Thursday, October 25, 2012

Amazing Growth



As usual, I baked chocolate chip cookies for the missionaries who were leaving with this change.  Normally I'm super careful with my valuable U.S. baking goods, but I somehow managed to leave the white sugar out of the dough and I only added brown.  The cookies looked good and tasted all right, so I took them to the bus station as usual.  These guys were SO grateful for them, even though they were not as good as usual.  
This is Elder Cobb with his corte guitar cover that he purchased in Quiche.  




Elder Pettit's folks are coming to meet him in Guatemala City and they will spend a week touring the country.  I can't even imagine how excited they must be to meet the people whose lives he has impacted in such a positive way.




We were pretty surprised to get there 20 minutes before departure and have the bags lined up, the missionaries inside the bus terminal and everything in place.  Normally this is a very chaotic morning with everyone running around and making me exceedingly nervous that they will miss the bus.  



Elder Little is the gringo center right in the photo.  He's our new general secretary in the office and the missionary responsible for the calm, organized way this is being handled.  He's a great sheepherder!!  

The new missionaries who will be the replacements for this group came in a day early, due to threatened strikes to close the highways.  I was at the mission home helping with the training and saw several of the new missionaries looking pretty anxiety-ridden.  They are pretty quiet and introspective, wondering where their new area will be and what kind of companion will turn up to train them.  It happens in the same way every six weeks, so I usually don't think too much about it, other than realizing they will be more relaxed and in a routine in within a few days.
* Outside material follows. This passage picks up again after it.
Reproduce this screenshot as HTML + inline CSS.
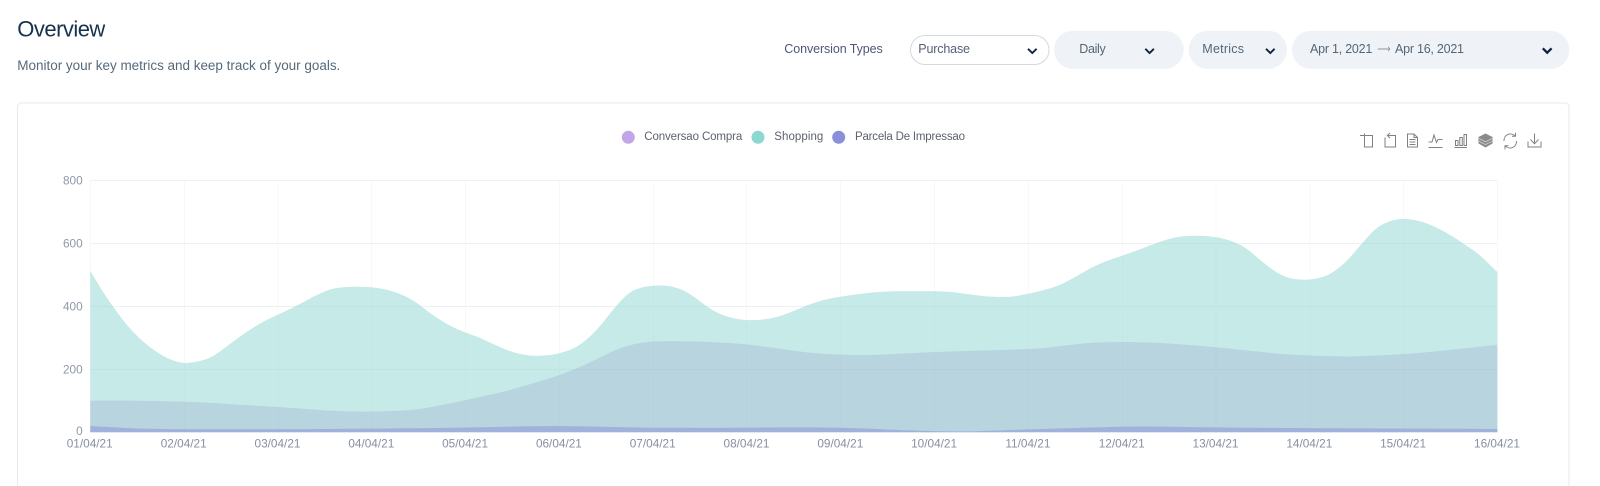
<!DOCTYPE html>
<html>
<head>
<meta charset="utf-8">
<title>Overview</title>
<style>
html,body{margin:0;padding:0;width:1600px;height:486px;overflow:hidden;background:#fff}
svg{display:block}
text{font-family:"Liberation Sans",sans-serif}
</style>
</head>
<body>
<svg width="1600" height="486" viewBox="0 0 1600 486" xmlns="http://www.w3.org/2000/svg">
<rect width="1600" height="486" fill="#fff"/>

<!-- Header -->
<text x="17.3" y="36.5" font-size="22" fill="#16324c" textLength="88" lengthAdjust="spacing">Overview</text>
<text x="17.3" y="70" font-size="13.5" fill="#566a7a" textLength="323" lengthAdjust="spacing">Monitor your key metrics and keep track of your goals.</text>

<!-- Controls -->
<text x="784.3" y="53" font-size="12.5" fill="#4f5775" textLength="98.4" lengthAdjust="spacing">Conversion Types</text>
<rect x="910.5" y="35.5" width="138.5" height="29" rx="14.5" fill="#fff" stroke="#d5d8de"/>
<text x="918.3" y="53" font-size="12.5" fill="#545f75" textLength="51.7" lengthAdjust="spacing">Purchase</text>
<path d="M1028 48.8l4.3 4.2 4.3-4.2" fill="none" stroke="#14233f" stroke-width="1.9"/>

<rect x="1054" y="30.7" width="129.7" height="38.3" rx="19" fill="#eff3f8"/>
<text x="1079.3" y="53" font-size="12.5" fill="#546676" textLength="26.4" lengthAdjust="spacing">Daily</text>
<path d="M1145.3 48.8l4.3 4.2 4.3-4.2" fill="none" stroke="#14233f" stroke-width="1.9"/>

<rect x="1188.7" y="30.7" width="98.3" height="38.3" rx="19" fill="#eff3f8"/>
<text x="1202.3" y="53" font-size="12.5" fill="#546676" textLength="41.7" lengthAdjust="spacing">Metrics</text>
<path d="M1266 48.8l4.3 4.2 4.3-4.2" fill="none" stroke="#14233f" stroke-width="1.9"/>

<rect x="1292" y="30.7" width="277.3" height="38.3" rx="19" fill="#eff3f8"/>
<text x="1310" y="53" font-size="12.5" fill="#546676" textLength="62.3" lengthAdjust="spacing">Apr 1, 2021</text>
<text x="1377.3" y="53" font-size="12" fill="#8a97a5" textLength="13.4" lengthAdjust="spacingAndGlyphs">⟶</text>
<text x="1395" y="53" font-size="12.5" fill="#546676" textLength="69" lengthAdjust="spacing">Apr 16, 2021</text>
<path d="M1542.8 48.3l4.4 4.4 4.4-4.4" fill="none" stroke="#14233f" stroke-width="2.3"/>

<!-- Card -->
<path d="M17.5 490V107a4 4 0 0 1 4-4H1565a4 4 0 0 1 4 4V490" fill="#fff" stroke="#e8eaed"/>

<!-- Legend -->
<circle cx="628.3" cy="137.3" r="6.5" fill="#c3a6e8"/>
<text x="644.3" y="140" font-size="11.5" fill="#5c626d" textLength="98" lengthAdjust="spacing">Conversao Compra</text>
<circle cx="758" cy="137.3" r="6.5" fill="#8cd8d0"/>
<text x="774.3" y="140" font-size="11.5" fill="#5c626d" textLength="49" lengthAdjust="spacing">Shopping</text>
<circle cx="838.7" cy="137.3" r="6.5" fill="#8a8fd9"/>
<text x="855" y="140" font-size="11.5" fill="#5c626d" textLength="110" lengthAdjust="spacing">Parcela De Impressao</text>

<!-- Toolbox icons -->
<g fill="none" stroke="#808080" stroke-width="1">
<path d="M1360 135.5h12.5v11.5h-8V133.500"/>
<path d="M1385 137.500V147h10.500v-11.500h-8M1390 133l-2.700 2.500 2.700 2.500"/>
<path d="M1407.500 134h6.500l3.500 3.500V147h-10zM1414 134v3.500h3.500M1409.500 139.500h6M1409.500 142h6M1409.500 144.500h6"/>
<path d="M1428.500 147.500h14M1428.500 142h3.500l2-7 2.500 7.500 1.500-3h4.500"/>
<path d="M1454.500 147.500h12.500M1455.500 140.500h2.500v5h-2.500zM1459.800 137.500h2.500v8h-2.500zM1464 134.500h2.500v11H1464z"/>
<path d="M1485.500 133.500l7 3.500v6.500l-7 4-7-4V137z" fill="#8a8a8a" stroke="none"/>
<path d="M1479 138.500l6.500 3.300 6.500-3.300M1479 141.300l6.500 3.300 6.500-3.300" stroke="#d4d4d4" stroke-width="0.8"/>
<path d="M1504 141a6.500 6.500 0 0 1 11-5.200M1516.500 141a6.500 6.500 0 0 1-11 5.200M1515.500 132.800v3.500h-3.500M1505 149.200v-3.500h3.500"/>
<path d="M1528 141.500v5.500h13v-5.500M1534.500 133.500v10M1530.500 139.500l4 4.300 4-4.300"/>
</g>

<!-- Grid -->
<g stroke="#f7f8f9" stroke-width="1">
<path d="M90.500 180V432M184.500 180V432M278 180V432M371.500 180V432M465.500 180V432M559.500 180V432M653.500 180V432M746.500 180V432M840.500 180V432M934.500 180V432M1028.500 180V432M1122.500 180V432M1216 180V432M1310 180V432M1403.500 180V432M1497.500 180V432"/>
</g>
<g stroke="#eff0f2" stroke-width="1">
<path d="M90 180.500H1497.500M90 243.500H1497.500M90 306.500H1497.500M90 369.500H1497.500"/>
</g>

<!-- Shopping area -->
<path fill="#8dd6d0" fill-opacity="0.5" d="M90.300 432.300L90.300 270.700L95.100 279Q100 287.300 106.600 297.300Q113.300 307.300 121.600 318.300Q130 329.300 138.300 337.100Q146.700 345 155 350.800Q163.300 356.700 170 359.300Q176.700 362 181.700 362.600Q186.700 363.300 193.300 362.300Q200 361.300 206.600 359Q213.300 356.700 221.600 350.300Q230 344 238.300 337.800Q246.700 331.700 255 326.500Q263.300 321.300 271.600 317.600Q280 314 288.300 309.800Q296.700 305.700 305 301.200Q313.300 296.700 321.600 292.800Q330 289 338.300 287.800Q346.700 286.700 355 286.700Q363.300 286.700 371.600 287.300Q380 288 388.300 290.100Q396.700 292.300 405 296.100Q413.300 300 421.600 306.600Q430 313.300 438.300 318.800Q446.700 324.300 455 328.100Q463.300 332 471.600 334.800Q480 337.700 488.300 341.700Q496.700 345.700 505 349.200Q513.300 352.700 521.600 354.300Q530 356 538.300 355.800Q546.700 355.700 553.300 354.500Q560 353.300 566.600 351.100Q573.300 349 580 344.500Q586.700 340 593.300 333.300Q600 326.700 608.300 315.800Q616.700 305 623.300 298.300Q630 291.700 636.600 289.200Q643.300 286.700 653.300 285.800Q663.300 285 671.600 286.600Q680 288.300 686.600 292.100Q693.300 296 701.600 302.500Q710 309 716.600 312.300Q723.300 315.700 731.600 317.800Q740 320 748.300 320.100Q756.700 320.300 765 319.300Q773.300 318.300 781.600 315.500Q790 312.700 798.300 309Q806.700 305.300 815 302.500Q823.300 299.700 831.600 298.200Q840 296.700 850 295.200Q860 293.700 870 292.700Q880 291.700 893.300 291.300Q906.700 291 926.700 291.100Q946.700 291.300 956.700 292.600Q966.700 294 976.700 295.300Q986.700 296.700 995 296.800Q1003.300 297 1008.300 296.800Q1013.300 296.700 1023.300 294.800Q1033.300 293 1045 289.800Q1056.700 286.700 1065 282.500Q1073.300 278.300 1081.600 273.300Q1090 268.300 1098.300 264.500Q1106.700 260.700 1116.700 257.500Q1126.700 254.300 1136.700 250.500Q1146.700 246.700 1156.700 243Q1166.700 239.300 1175 237.500Q1183.300 235.700 1191.600 235.700Q1200 235.700 1208.300 236.300Q1216.700 237 1225 239.100Q1233.300 241.300 1240 244.800Q1246.700 248.300 1255 255.500Q1263.300 262.700 1270 267.700Q1276.700 272.700 1283.300 275.700Q1290 278.700 1296.600 279.300Q1303.300 280 1310 279.500Q1316.700 279 1323.300 276.800Q1330 274.700 1338.300 268.200Q1346.700 261.700 1355 251.700Q1363.300 241.700 1370 234.500Q1376.700 227.300 1383.300 224Q1390 220.700 1396.600 219.500Q1403.300 218.300 1411.600 219.500Q1420 220.700 1428.300 224Q1436.700 227.300 1445 232Q1453.300 236.700 1460 241.200Q1466.700 245.700 1473.300 250.300Q1480 255 1488.600 263.500L1497.300 272L1497.300 432.300Z"/>

<!-- Middle area -->
<path fill="#8c8fc8" fill-opacity="0.24" d="M90.300 432.300L90.300 400.700Q113.300 400.300 130 400.600Q146.700 401 165 401.300Q183.300 401.700 198.300 402.300Q213.300 403 230 404.100Q246.700 405.300 263.300 406.100Q280 407 296.600 408.300Q313.300 409.700 326.600 410.500Q340 411.300 355 411.500Q370 411.700 383.300 411.300Q396.700 411 408.300 410.100Q420 409.300 433.300 406.600Q446.700 404 463.300 400.600Q480 397.300 496.600 393.300Q513.300 389.300 526.600 385.300Q540 381.300 550 378.100Q560 375 570 371.100Q580 367.300 588.300 363.300Q596.700 359.300 605 355Q613.300 350.700 621.600 347.700Q630 344.700 641.600 342.800Q653.300 341 671.600 341.100Q690 341.300 703.300 341.800Q716.700 342.300 731.700 343.300Q746.700 344.300 760 346Q773.300 347.700 790 350.200Q806.700 352.700 823.300 353.800Q840 355 856.600 355.100Q873.300 355.300 890 354.300Q906.700 353.300 923.300 352.500Q940 351.700 960 351.200Q980 350.700 1000 350Q1020 349.300 1033.300 348.600Q1046.700 348 1056.700 346.600Q1066.700 345.300 1078.300 344Q1090 342.700 1103.300 342.300Q1116.700 342 1133.300 342.100Q1150 342.300 1165 343.300Q1180 344.300 1198.300 345.800Q1216.700 347.300 1233.300 349Q1250 350.700 1266.600 352.500Q1283.300 354.300 1300 355.100Q1316.700 356 1333.300 356.300Q1350 356.700 1366.600 356Q1383.300 355.300 1400 354.300Q1416.700 353.300 1433.300 351.600Q1450 350 1465 348.300Q1480 346.700 1488.600 345.700L1497.300 344.700L1497.300 432.300Z"/>

<!-- Bottom area -->
<path fill="#8a8fd9" fill-opacity="0.5" d="M90.300 432.300L90.300 426Q113 427.300 126.500 428Q140 428.700 161.500 429Q183 429.300 231.500 429.300Q280 429.300 325 429Q370 428.700 408 428.300Q446.700 428 480 427.300Q513 426.700 526.500 426.300Q540 426 565 426.100Q590 426.300 615 427Q640 427.700 673 427.800Q706.700 428 753 427.600Q800 427.300 820 427.500Q840 427.700 856 428.200Q873 428.700 883 429.300Q893 430 926 430.900Q960 431.800 980 431.100Q1000 430.500 1016 429.900Q1033 429.300 1066 428.300Q1100 427.300 1121 426.800Q1143 426.300 1171 426.800Q1200 427.300 1233 427.600Q1267 428 1333 428.200Q1400 428.500 1448 428.700L1497.300 429L1497.300 432.300Z"/>

<!-- Y axis labels -->
<g font-size="11.800" fill="#8f98aa" text-anchor="end">
<text x="82.700" y="184.500">800</text>
<text x="82.700" y="247.500">600</text>
<text x="82.700" y="310.500">400</text>
<text x="82.700" y="373.500">200</text>
<text x="82.700" y="435">0</text>
</g>

<!-- X axis labels -->
<g font-size="11.800" fill="#868fa2" text-anchor="middle">
<text x="89.700" y="447.500">01/04/21</text>
<text x="183.700" y="447.500">02/04/21</text>
<text x="277.500" y="447.500">03/04/21</text>
<text x="371.300" y="447.500">04/04/21</text>
<text x="465.100" y="447.500">05/04/21</text>
<text x="558.900" y="447.500">06/04/21</text>
<text x="652.700" y="447.500">07/04/21</text>
<text x="746.500" y="447.500">08/04/21</text>
<text x="840.300" y="447.500">09/04/21</text>
<text x="934.100" y="447.500">10/04/21</text>
<text x="1027.900" y="447.500">11/04/21</text>
<text x="1121.700" y="447.500">12/04/21</text>
<text x="1215.500" y="447.500">13/04/21</text>
<text x="1309.300" y="447.500">14/04/21</text>
<text x="1403.100" y="447.500">15/04/21</text>
<text x="1497" y="447.500">16/04/21</text>
</g>
</svg>
</body>
</html>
This morning as I was entering the new positions and mission-wide changes into the computer, I was overwhelmed with emotion at what I saw.  Many of the insecure missionaries who came in three months ago are now the trainers for the new missionaries!!  The faces that were so uptight in July are now the faces encouraging their newly-landed companions.  There are no Latinos paired with Latinos or gringos paired with gringos.  One of the first realities for our new Elder Encarnacion from the Dominican Republic is that he will be paired with Elder Gates, a gringo from Utah who has only spoken Spanish since the first of June.  Before long they will be the best of friends, watching each other's backs in difficult situations and feeling a strong part of the zone of Nahuala.  

When Elder Frodsham (gringo) left this summer he had been a trainer for Elder Mejia (Guatemalan) in Toto-Chiyax in Nahuala.  The missionary trainers call their trainees their "kid".  Elder Mejia went from being Elder Frodsham's "kid" in May, to being a trainer himself in July to Utah's Elder Gates.  Elder Mejia then became a district leader and with this week's changes he has moved up to being a zone leader  (several districts are in each zone).  This is not only a remarkable formula for good missionary work; it is a remarkable formula for intercultural communication and understanding.  

When I am in the office sitting at my desk, I look out the window into the lobby area where the missionaries greet one another with such warmth and genuine affection, one would think they were family members rather than friends of only a few months.  Combine that love for fellow missionaries with the deep devotion and love they demonstrate for the Guatemalan people as they endure extreme living/working conditions each day.   I can't imagine anything these young people could do that would make them better prepared to add to the sum of the world's goodness when they return to their homelands.